The Massachusetts’ Supreme Judicial Court ruled recently that the commonwealth must set specific limits on greenhouse gas sources and adhere to state mandates that call for significant emission reductions by 2020.

April 8, 2015 -

Lee Breckenridge

Environmental advocates claimed state administrators were not doing enough in order to reduce greenhouse gases 25 percent below 1990 levels by 2020, as called for in the state’s 2008 Global Warming Solutions Act. Massachusetts’ highest court agreed.

Northeastern School of Law alumna Jennifer Rushlow, L’07, argued on behalf of the Conservation Law Foundation that brought the suit against the commonwealth.

We asked Lee Breckenridge, professor of law and an environmental law expert, to explain why this is a landmark ruling and what it means for climate change efforts moving forward.

What is your reaction to the Supreme Judicial Court’s ruling?

This is an important and influential ruling. The litigation is one of several cases around the country brought by individual young people, in coordination with environmental advocacy groups, asking courts to use their judicial powers to tackle problems of climate change. The court’s decision confirms that our state agencies have a mandatory duty, created by the legislature, to roll back the state’s greenhouse gas emissions in a systematic way through regulations.

State officials argued that the court should defer to the expertise of environmental administrative agencies, and that the relevant section of the Global Warming Solutions Act expressed aspirational targets, not a requirement for binding limits. It is not unusual for state environmental agencies to experience difficulties and delays, and even to express reluctance when considering pollution control directives from the legislature. Translating a general legislative goal into binding requirements that affect individual polluters and industries is probably the hardest step in implementing any pollution control program.

This is why environmental progress in this country so often depends on the ability of citizen groups to bring suit against their own government, and on the willingness of courts to confirm the environmental duties of government officials. The recent Global Warming Solutions Act case is a classic example of that dynamic. The SJC’s decision was an essential step in making sure that the legislative goals will get carried out.

In what ways can Massachusetts do better and do you think it will meet the 2020 deadline?

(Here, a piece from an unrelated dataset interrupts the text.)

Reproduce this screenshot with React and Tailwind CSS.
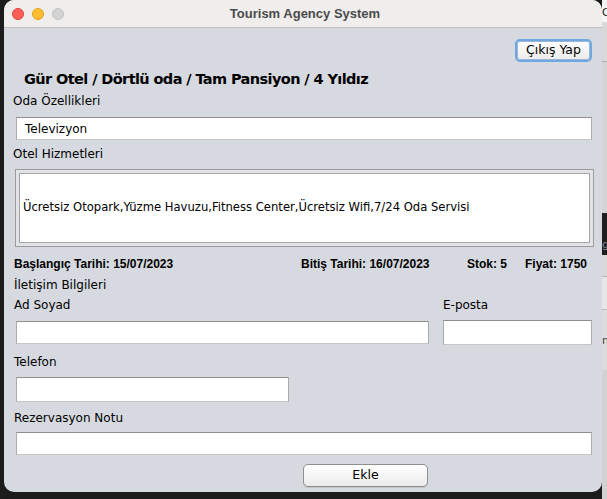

The Massachusetts Department of Environmental Protection has pledged to carry out the requirements of the statute by setting binding limits for greenhouse gas emissions through regulations. The Massachusetts attorney general has endorsed this important work.

Because of these commitments, I am very hopeful that Massachusetts will get on track to achieve the statutory goals. But this will require a lot of hard work by environmental staff and a continued governmental willingness to make some hard regulatory choices. The legislature and the governor will need to make sure that the Department of Environmental Protection has the resources, staff, and support that it needs to accomplish these goals.

How has environmental law changed as efforts grow to reduce the impact of global warming and climate change?

Perhaps the most conspicuous change—and at the same time, one of the most difficult challenges—has been the crucial effort to coordinate energy law, utilities regulation, land use zoning, transportation planning, and environmental protection.

These are areas that have been separately regulated through different statutes, agencies, and levels of government. Dealing with climate change requires bringing all of these actors together in making decisions that range from siting new power plants to changing the construction standards for new houses.